— Begin —

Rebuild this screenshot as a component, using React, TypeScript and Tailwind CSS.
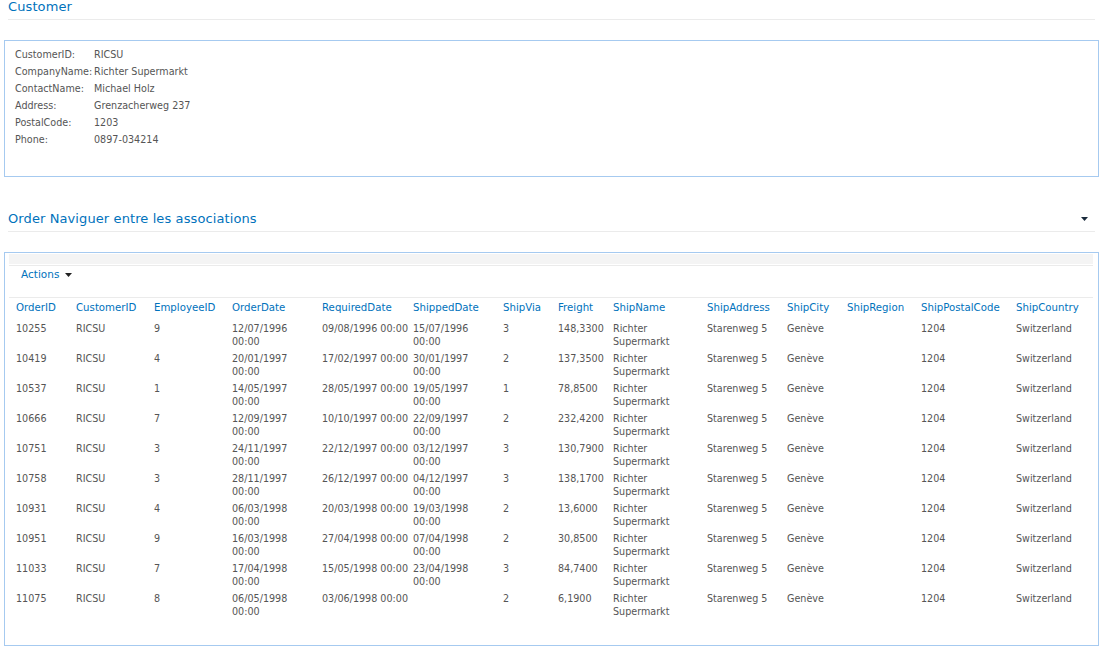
const orders = [
  ['10255', '9', '12/07/1996 00:00', '09/08/1996 00:00', '15/07/1996 00:00', '3', '148,3300'],
  ['10419', '4', '20/01/1997 00:00', '17/02/1997 00:00', '30/01/1997 00:00', '2', '137,3500'],
  ['10537', '1', '14/05/1997 00:00', '28/05/1997 00:00', '19/05/1997 00:00', '1', '78,8500'],
  ['10666', '7', '12/09/1997 00:00', '10/10/1997 00:00', '22/09/1997 00:00', '2', '232,4200'],
  ['10751', '3', '24/11/1997 00:00', '22/12/1997 00:00', '03/12/1997 00:00', '3', '130,7900'],
  ['10758', '3', '28/11/1997 00:00', '26/12/1997 00:00', '04/12/1997 00:00', '3', '138,1700'],
  ['10931', '4', '06/03/1998 00:00', '20/03/1998 00:00', '19/03/1998 00:00', '2', '13,6000'],
  ['10951', '9', '16/03/1998 00:00', '27/04/1998 00:00', '07/04/1998 00:00', '2', '30,8500'],
  ['11033', '7', '17/04/1998 00:00', '15/05/1998 00:00', '23/04/1998 00:00', '3', '84,7400'],
  ['11075', '8', '06/05/1998 00:00', '03/06/1998 00:00', '', '2', '6,1900'],
];

const columns = [
  { name: 'OrderID', w: 'w-[60px]' },
  { name: 'CustomerID', w: 'w-[78px]' },
  { name: 'EmployeeID', w: 'w-[78px]' },
  { name: 'OrderDate', w: 'w-[90px]' },
  { name: 'RequiredDate', w: 'w-[91px]' },
  { name: 'ShippedDate', w: 'w-[90px]' },
  { name: 'ShipVia', w: 'w-[55px]' },
  { name: 'Freight', w: 'w-[55px]' },
  { name: 'ShipName', w: 'w-[94px]' },
  { name: 'ShipAddress', w: 'w-[80px]' },
  { name: 'ShipCity', w: 'w-[60px]' },
  { name: 'ShipRegion', w: 'w-[74px]' },
  { name: 'ShipPostalCode', w: 'w-[95px]' },
  { name: 'ShipCountry', w: 'w-[77px]' },
];

const customer = [
  ['CustomerID:', 'RICSU'],
  ['CompanyName:', 'Richter Supermarkt'],
  ['ContactName:', 'Michael Holz'],
  ['Address:', 'Grenzacherweg 237'],
  ['PostalCode:', '1203'],
  ['Phone:', '0897-034214'],
];

const Caret = ({ className }: { className?: string }) => (
  <svg className={className} width="7" height="4" viewBox="0 0 7 4">
    <path d="M0 0h7L3.5 4z" fill="currentColor" />
  </svg>
);

export default function App() {
  return (
    <div className="min-h-[647px] bg-white font-['DejaVu_Sans',Verdana,sans-serif] text-[9.6px] text-[#555]">
      {/* Customer header */}
      <div className="mx-2 h-5 border-b border-[#ebebeb] text-[13px] leading-[14px] tracking-[0.1px] text-[#0072bc]">Customer</div>

      <div className="mt-5 ml-1 mr-1 h-[137px] border border-[#a6caf0] px-[10px] pt-[6px]">
        <table className="border-collapse">
          <tbody>
            {customer.map(([k, v]) => (
              <tr key={k} className="h-[17px]">
                <td className="w-[79px] whitespace-nowrap p-0 align-middle">{k}</td>
                <td className="p-0 align-middle">{v}</td>
              </tr>
            ))}
          </tbody>
        </table>
      </div>

      {/* Order header */}
      <div className="mx-2 mt-[31px] flex h-[24px] items-start justify-between border-b border-[#ebebeb] pt-[4px]">
        <span className="text-[13px] leading-[14px] tracking-[0.1px] text-[#0072bc]">Order Naviguer entre les associations</span>
        <Caret className="mt-[5px] mr-[7px] text-[#1a2b3c]" />
      </div>

      <div className="mt-[20px] ml-1 mr-1 h-[394px] border border-[#a6caf0] pt-[1px] pl-[4px] pr-[5px]">
        <div className="h-[10px] bg-[#f4f4f4]" />
        <div className="mt-[1px] h-[32px] border-t border-[#ebebeb] pl-[12px] pt-[2px]">
          <span className="inline-flex items-center gap-[6px] text-[10.5px] leading-[13px] text-[#0072bc]">
            Actions <Caret className="text-[#222]" />
          </span>
        </div>
        <div className="border-t border-[#ebebeb] pl-[7px]">
          <table className="table-fixed border-collapse">
            <thead>
              <tr className="h-[20px]">
                {columns.map((c) => (
                  <th key={c.name} className={`${c.w} p-0 pb-[1px] text-left align-middle font-normal text-[10.2px] text-[#0072bc]`}>
                    {c.name}
                  </th>
                ))}
              </tr>
            </thead>
            <tbody>
              {orders.map((o) => (
                <tr key={o[0]} className="h-[30px] align-top leading-[13px]">
                  <td className="p-0 pt-[4px]">{o[0]}</td>
                  <td className="p-0 pt-[4px]">RICSU</td>
                  <td className="p-0 pt-[4px]">{o[1]}</td>
                  <td className="p-0 pt-[4px] pr-3">{o[2]}</td>
                  <td className="p-0 pt-[4px] whitespace-nowrap">{o[3]}</td>
                  <td className="p-0 pt-[4px] pr-3">{o[4]}</td>
                  <td className="p-0 pt-[4px]">{o[5]}</td>
                  <td className="p-0 pt-[4px]">{o[6]}</td>
                  <td className="p-0 pt-[4px] pr-3">Richter Supermarkt</td>
                  <td className="p-0 pt-[4px]">Starenweg 5</td>
                  <td className="p-0 pt-[4px]">Genève</td>
                  <td className="p-0 pt-[4px]"></td>
                  <td className="p-0 pt-[4px]">1204</td>
                  <td className="p-0 pt-[4px]">Switzerland</td>
                </tr>
              ))}
            </tbody>
          </table>
        </div>
      </div>
    </div>
  );
}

— End —

* TASK GOAL *
Transcribe all of the material exactly, leaving out whatever pictures it contains.

* TASK ANSWER *
Rebuild this screenshot as a component, using React, TypeScript and Tailwind CSS.
const orders = [
  ['10255', '9', '12/07/1996 00:00', '09/08/1996 00:00', '15/07/1996 00:00', '3', '148,3300'],
  ['10419', '4', '20/01/1997 00:00', '17/02/1997 00:00', '30/01/1997 00:00', '2', '137,3500'],
  ['10537', '1', '14/05/1997 00:00', '28/05/1997 00:00', '19/05/1997 00:00', '1', '78,8500'],
  ['10666', '7', '12/09/1997 00:00', '10/10/1997 00:00', '22/09/1997 00:00', '2', '232,4200'],
  ['10751', '3', '24/11/1997 00:00', '22/12/1997 00:00', '03/12/1997 00:00', '3', '130,7900'],
  ['10758', '3', '28/11/1997 00:00', '26/12/1997 00:00', '04/12/1997 00:00', '3', '138,1700'],
  ['10931', '4', '06/03/1998 00:00', '20/03/1998 00:00', '19/03/1998 00:00', '2', '13,6000'],
  ['10951', '9', '16/03/1998 00:00', '27/04/1998 00:00', '07/04/1998 00:00', '2', '30,8500'],
  ['11033', '7', '17/04/1998 00:00', '15/05/1998 00:00', '23/04/1998 00:00', '3', '84,7400'],
  ['11075', '8', '06/05/1998 00:00', '03/06/1998 00:00', '', '2', '6,1900'],
];

const columns = [
  { name: 'OrderID', w: 'w-[60px]' },
  { name: 'CustomerID', w: 'w-[78px]' },
  { name: 'EmployeeID', w: 'w-[78px]' },
  { name: 'OrderDate', w: 'w-[90px]' },
  { name: 'RequiredDate', w: 'w-[91px]' },
  { name: 'ShippedDate', w: 'w-[90px]' },
  { name: 'ShipVia', w: 'w-[55px]' },
  { name: 'Freight', w: 'w-[55px]' },
  { name: 'ShipName', w: 'w-[94px]' },
  { name: 'ShipAddress', w: 'w-[80px]' },
  { name: 'ShipCity', w: 'w-[60px]' },
  { name: 'ShipRegion', w: 'w-[74px]' },
  { name: 'ShipPostalCode', w: 'w-[95px]' },
  { name: 'ShipCountry', w: 'w-[77px]' },
];

const customer = [
  ['CustomerID:', 'RICSU'],
  ['CompanyName:', 'Richter Supermarkt'],
  ['ContactName:', 'Michael Holz'],
  ['Address:', 'Grenzacherweg 237'],
  ['PostalCode:', '1203'],
  ['Phone:', '0897-034214'],
];

const Caret = ({ className }: { className?: string }) => (
  <svg className={className} width="7" height="4" viewBox="0 0 7 4">
    <path d="M0 0h7L3.5 4z" fill="currentColor" />
  </svg>
);

export default function App() {
  return (
    <div className="min-h-[647px] bg-white font-['DejaVu_Sans',Verdana,sans-serif] text-[9.6px] text-[#555]">
      {/* Customer header */}
      <div className="mx-2 h-5 border-b border-[#ebebeb] text-[13px] leading-[14px] tracking-[0.1px] text-[#0072bc]">Customer</div>

      <div className="mt-5 ml-1 mr-1 h-[137px] border border-[#a6caf0] px-[10px] pt-[6px]">
        <table className="border-collapse">
          <tbody>
            {customer.map(([k, v]) => (
              <tr key={k} className="h-[17px]">
                <td className="w-[79px] whitespace-nowrap p-0 align-middle">{k}</td>
                <td className="p-0 align-middle">{v}</td>
              </tr>
            ))}
          </tbody>
        </table>
      </div>

      {/* Order header */}
      <div className="mx-2 mt-[31px] flex h-[24px] items-start justify-between border-b border-[#ebebeb] pt-[4px]">
        <span className="text-[13px] leading-[14px] tracking-[0.1px] text-[#0072bc]">Order Naviguer entre les associations</span>
        <Caret className="mt-[5px] mr-[7px] text-[#1a2b3c]" />
      </div>

      <div className="mt-[20px] ml-1 mr-1 h-[394px] border border-[#a6caf0] pt-[1px] pl-[4px] pr-[5px]">
        <div className="h-[10px] bg-[#f4f4f4]" />
        <div className="mt-[1px] h-[32px] border-t border-[#ebebeb] pl-[12px] pt-[2px]">
          <span className="inline-flex items-center gap-[6px] text-[10.5px] leading-[13px] text-[#0072bc]">
            Actions <Caret className="text-[#222]" />
          </span>
        </div>
        <div className="border-t border-[#ebebeb] pl-[7px]">
          <table className="table-fixed border-collapse">
            <thead>
              <tr className="h-[20px]">
                {columns.map((c) => (
                  <th key={c.name} className={`${c.w} p-0 pb-[1px] text-left align-middle font-normal text-[10.2px] text-[#0072bc]`}>
                    {c.name}
                  </th>
                ))}
              </tr>
            </thead>
            <tbody>
              {orders.map((o) => (
                <tr key={o[0]} className="h-[30px] align-top leading-[13px]">
                  <td className="p-0 pt-[4px]">{o[0]}</td>
                  <td className="p-0 pt-[4px]">RICSU</td>
                  <td className="p-0 pt-[4px]">{o[1]}</td>
                  <td className="p-0 pt-[4px] pr-3">{o[2]}</td>
                  <td className="p-0 pt-[4px] whitespace-nowrap">{o[3]}</td>
                  <td className="p-0 pt-[4px] pr-3">{o[4]}</td>
                  <td className="p-0 pt-[4px]">{o[5]}</td>
                  <td className="p-0 pt-[4px]">{o[6]}</td>
                  <td className="p-0 pt-[4px] pr-3">Richter Supermarkt</td>
                  <td className="p-0 pt-[4px]">Starenweg 5</td>
                  <td className="p-0 pt-[4px]">Genève</td>
                  <td className="p-0 pt-[4px]"></td>
                  <td className="p-0 pt-[4px]">1204</td>
                  <td className="p-0 pt-[4px]">Switzerland</td>
                </tr>
              ))}
            </tbody>
          </table>
        </div>
      </div>
    </div>
  );
}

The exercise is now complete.